Augustus Henry Irby (1808-1861) was een Britse legerofficier. Hij schreef The Diary of a Hunter from the Punjab to the Karakorum Mountains, over een tocht die hij maakte.
23rd April. To Chungir-ke-Serai—a long and tedious march, the path leading over rocks which hedge in the river, on turning an angle of which I overtook Abdoolah, who had preceded me with the breakfast things, standing gazing back in my direction. I told him it was not yet time for breakfast, supposing that to be his meaning, when he pointed upwards, and, suspended from the projecting limb of a tree, some little way up the hill shutting in the river, hung the still-mouldering body of a man, his lower limbs still in his clothes, the ghastly face denuded of flesh, yet with a matted felt of hair straggling here and there over the glistening bones, grinning horribly down upon us.

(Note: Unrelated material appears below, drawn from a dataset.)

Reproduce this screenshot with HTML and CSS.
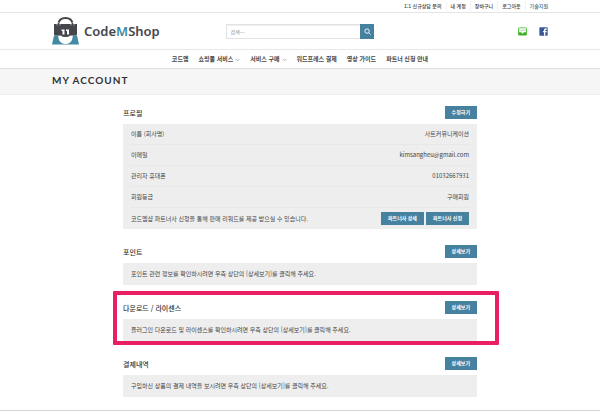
FILE: index.html
```html
<!DOCTYPE html>
<html lang="ko">
<head>
  <meta charset="utf-8">
  <title>My Account - CodeMShop</title>
  <link rel="stylesheet" href="styles.css">
</head>
<body>
  <div class="top-bar">
    <ul class="container top-links">
      <li><a href="#">1:1 신규상담 문의</a></li>
      <li><a href="#">내 계정</a></li>
      <li><a href="#">장바구니</a></li>
      <li><a href="#">로그아웃</a></li>
      <li><a href="#" class="active">기술지원</a></li>
    </ul>
  </div>

  <header class="header">
    <div class="container header-inner">
      <a href="#" class="logo">
        <svg class="logo-icon" viewBox="0 0 54 56" aria-hidden="true">
          <path d="M4 37 L0 55 H54 L50 37 Z" fill="#4389a2"/>
          <path d="M12 37 H42 L40 46 Q36 54 27 54 Q18 54 14 46 Z" fill="#fff"/>
          <path d="M4 14 H50 V34 Q50 37 47 37 H36 Q34 40 27 40 Q20 40 18 37 H7 Q4 37 4 34 Z" fill="#45464b"/>
          <path d="M13 18 V14 Q14 2 27 2 Q40 2 41 14 V18" fill="none" stroke="#45464b" stroke-width="4"/>
          <path d="M10 17 V14 Q10 11 13 11 Q16 11 16 14 V17 M38 17 V14 Q38 11 41 11 Q44 11 44 14 V17" fill="none" stroke="#fff" stroke-width="1"/>
          <path d="M19 25 H25 V35 H21 V28 H19 Z M28 25 H34 V35 H30 V28 H28 Z" fill="#fff"/>
        </svg>
        <span class="logo-text">Code<span class="logo-m">M</span>Shop</span>
      </a>
      <form class="search">
        <input type="search" class="search-input" placeholder="검색…" aria-label="검색">
        <button type="button" class="search-btn" aria-label="검색하기">
          <svg viewBox="0 0 16 16" aria-hidden="true">
            <circle cx="7" cy="7" r="5" fill="none" stroke="#fff" stroke-width="2"/>
            <path d="M10.500 10.500 L15 15" stroke="#fff" stroke-width="2"/>
          </svg>
        </button>
      </form>
      <div class="social">
        <a href="#" aria-label="네이버 톡톡">
          <svg viewBox="0 0 27 27" aria-hidden="true">
            <rect x="0.500" y="1.500" width="26" height="24" rx="4" fill="#3bb122"/>
            <path d="M3 4 H24 V16 H18 L13.500 20 L9 16 H3 Z" fill="#fff"/>
            <path d="M5 8 V12 M4 8 H7 M9 9 H12 V12 H9 Z M15 8 V12 M14 8 H17 M19 9 H22 V12 H19 Z" fill="none" stroke="#6cae58" stroke-width="1"/>
          </svg>
        </a>
        <a href="#" aria-label="페이스북">
          <svg viewBox="0 0 27 27" aria-hidden="true">
            <rect x="1" y="1" width="25" height="25" rx="2" fill="#3b5998"/>
            <path d="M15 26 V16 H12 V12 H15 V9 Q15 4 20 4 H23 V8 H21 Q19 8 19 10 V12 H23 L22.500 16 H19 V26 Z" fill="#fff"/>
          </svg>
        </a>
      </div>
    </div>
  </header>

  <nav class="main-nav">
    <a href="#">코드엠</a>
    <a href="#">쇼핑몰 서비스
      <svg class="chevron" viewBox="0 0 8 8" aria-hidden="true"><path d="M1 3 L4 6 L7 3" fill="none" stroke="#888" stroke-width="1"/></svg></a>
    <a href="#">서비스 구매
      <svg class="chevron" viewBox="0 0 8 8" aria-hidden="true"><path d="M1 3 L4 6 L7 3" fill="none" stroke="#888" stroke-width="1"/></svg></a>
    <a href="#">워드프레스 결제</a>
    <a href="#">영상 가이드</a>
    <a href="#">파트너 신청 안내</a>
  </nav>

  <div class="page-title">
    <div class="container">
      <h1>MY ACCOUNT</h1>
    </div>
  </div>

  <main class="account">
    <section class="section">
      <div class="section-head">
        <h2>프로필</h2>
        <button type="button" class="btn">수정하기</button>
      </div>
      <div class="box">
        <dl class="profile">
          <div class="row"><dt>이름 (회사명)</dt><dd>사트커뮤니케이션</dd></div>
          <div class="row"><dt>이메일</dt><dd>kimsangheu@gmail.com</dd></div>
          <div class="row"><dt>관리자 휴대폰</dt><dd>01032667931</dd></div>
          <div class="row"><dt>회원등급</dt><dd>구매회원</dd></div>
        </dl>
        <div class="row">
          <p>코드엠샵 파트너사 신청을 통해 판매 리워드를 제공 받으실 수 있습니다.</p>
          <div class="partner-buttons">
            <button type="button" class="btn">파트너사 상세</button>
            <button type="button" class="btn">파트너사 신청</button>
          </div>
        </div>
      </div>
    </section>

    <section class="section">
      <div class="section-head">
        <h2>포인트</h2>
        <button type="button" class="btn">상세보기</button>
      </div>
      <div class="box">
        <p class="row">포인트 관련 정보를 확인하시려면 우측 상단의 [상세보기]를 클릭해 주세요.</p>
      </div>
    </section>

    <section class="section highlight">
      <div class="section-head">
        <h2>다운로드 / 라이센스</h2>
        <button type="button" class="btn">상세보기</button>
      </div>
      <div class="box">
        <p class="row">플러그인 다운로드 및 라이센스를 확인하시려면 우측 상단의 [상세보기]를 클릭해 주세요.</p>
      </div>
    </section>

    <section class="section">
      <div class="section-head">
        <h2>결제내역</h2>
        <button type="button" class="btn">상세보기</button>
      </div>
      <div class="box">
        <p class="row">구입하신 상품의 결제 내역을 보시려면 우측 상단의 [상세보기]를 클릭해 주세요.</p>
      </div>
    </section>
  </main>

  <footer class="footer"></footer>
</body>
</html>
```

FILE: styles.css
```css
* {
  box-sizing: border-box;
}

body {
  margin: 0;
  background-color: #fff;
  color: #444;
  font-family: "Noto Sans CJK KR", sans-serif;
  font-size: 6px;
  line-height: 10px;
}

a {
  color: inherit;
  text-decoration: none;
}

h1, h2, p, dl, dd, ul {
  margin: 0;
  padding: 0;
}

button {
  border: none;
  padding: 0;
  background-color: #4682a0;
  color: #fff;
  font-family: inherit;
  cursor: pointer;
}

svg {
  display: block;
}

.container {
  padding: 0 52px;
}

/* top bar */
.top-bar {
  border-bottom: 1px solid #e4e4e4;
}

.top-links {
  display: flex;
  justify-content: flex-end;
  padding-top: 1px;
  padding-bottom: 1px;
  list-style: none;
  font-size: 5px;
  font-weight: 500;
}

.top-links li + li {
  margin-left: 4px;
  padding-left: 4px;
  border-left: 1px solid #f2f2f2;
}

.top-links .active {
  color: #35708a;
}

/* header */
.header {
  border-bottom: 1px solid #e8e8e8;
}

.header-inner {
  display: flex;
  align-items: center;
  padding-top: 4px;
  padding-bottom: 4px;
}

.logo {
  display: flex;
  align-items: center;
  width: 35%;
}

.logo-icon {
  width: 27px;
  height: 28px;
  margin-right: 5px;
}

.logo-text {
  color: #45464b;
  font-family: "Noto Sans", sans-serif;
  font-size: 13px;
  font-weight: 600;
  line-height: 20px;
}

.logo-m {
  color: #4389a2;
}

.search {
  display: flex;
  width: 30%;
}

.search-input {
  flex: 1;
  min-width: 0;
  height: 15px;
  padding: 0 4px;
  border: 1px solid #e2e2e2;
  border-right: none;
  border-radius: 0;
  background-color: #fff;
  box-shadow: inset 0 1px 1px #f0f0f0;
  font-family: inherit;
  font-size: 5px;
}

.search-input::placeholder {
  color: #888;
}

.search-btn {
  display: flex;
  align-items: center;
  justify-content: center;
  width: 14px;
  height: 15px;
}

.search-btn svg {
  width: 7px;
  height: 7px;
}

.social {
  display: flex;
  gap: 12px;
  margin-left: auto;
}

.social svg {
  width: 9px;
  height: 9px;
}

/* navigation */
.main-nav {
  display: flex;
  justify-content: center;
  gap: 10px;
  padding: 4px 0;
  font-weight: 700;
}

.main-nav a {
  display: flex;
  align-items: center;
  gap: 2px;
}

.chevron {
  width: 5px;
  height: 5px;
}

.page-title {
  padding: 4px 0 6px;
  border-top: 1px solid #e0e0e0;
  border-bottom: 1px solid #efefef;
  background-color: #f6f6f6;
}

.page-title h1 {
  color: #333;
  font-family: Lato, sans-serif;
  font-size: 10px;
  font-weight: 700;
  letter-spacing: 1px;
  line-height: 15px;
}

/* account sections */
.account {
  width: 59%;
  margin: 0 auto;
  padding: 11px 0 13px;
}

.section + .section {
  margin-top: 16px;
}

.section-head {
  display: flex;
  align-items: center;
  justify-content: space-between;
  margin-bottom: 5px;
}

.section-head h2 {
  color: #333;
  font-size: 7px;
  font-weight: 500;
  line-height: 12px;
}

.btn {
  height: 13px;
  padding: 0 7px 1px;
  font-size: 5px;
  font-weight: 700;
  line-height: 12px;
}

.box {
  padding: 0 8px;
  background-color: #eee;
}

.row {
  display: flex;
  align-items: center;
  justify-content: space-between;
  padding: 6px 0;
}

.profile .row {
  padding: 5px 0;
  border-bottom: 1px solid #e8e8e8;
}

.profile + .row {
  padding: 4px 0;
}

.partner-buttons {
  display: flex;
  gap: 2px;
}

/* frame drawn over the section without moving it */
.highlight {
  position: relative;
}

.highlight::after {
  content: "";
  position: absolute;
  top: -10px;
  right: -22px;
  bottom: -4px;
  left: -10px;
  border: 4px solid #e91e63;
  border-radius: 1px;
}

.footer {
  border-top: 1px solid #d5d5d5;
}
```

This wretch, it appeared, had in the most treacherous, barbarous, and cowardly manner murdered an old man and child, close to the spot where he expiated his crime. Being a sort of rural policeman in the employ of the Maharajah, he was armed with a sword, which, of course, excited no suspicion in his victims, whom he joined on the road as they journeyed from Nowshera, and ascertaining that they possessed a few rupees' worth of property, the miserable caitiff, yielding to the suggestions of the Tempter, cut them down, and threw their bodies into the river. Suspicions followed their disappearance: other circumstances pointed to this man, who was arrested, and confessing his guilt was executed where the bloody deed was committed.
I left this gloomy spot full of reflections of the most depressing nature: but with that rapidly revolving mental process, which so soon exchanges our train of thought, I was soon almost as though the repulsive object had not been met with.
I soon afterwards arrived at a pool, where I proposed stopping to breakfast, and also to fish, having in this pool, when passing last year, whilst occupying a seat on a rock overhanging it, observed some monstrous great fish basking; for it was a scorching hot day, and the sun at high meridian at the time.
I tried the 'atta' bait—merely paste made very adhesive—but without more than one or two nibbles which came to nothing: so knocked off and comforted the inner man. While so employed, came by a 'gent' riding, whom I saluted. I knew him to be in my rear, proceeding to join the Trig. survey party which was before me some days: asked him to dinner, and he accepted.
Arrived at Chungir-ke-Serai, an old Akbar serai, on the top of a hill overhanging the river—a fine view of the snowy range—the features of the country rough, but picturesque. I tried fishing again without success: enjoyed a cool swim: returned and had to wait about three-quarters of an hour for my guest, although he was close at hand, and I sent to him two or three times. But, lo! he at length appeared, got up rather considerably, quite abashing me, who was sitting in a flannel shirt and corresponding nethers. We had a pleasant chat together. He informed me that he had never been out of India, was born in the country, and educated at Landour, whence he was appointed direct to the Survey department. I do not know his name.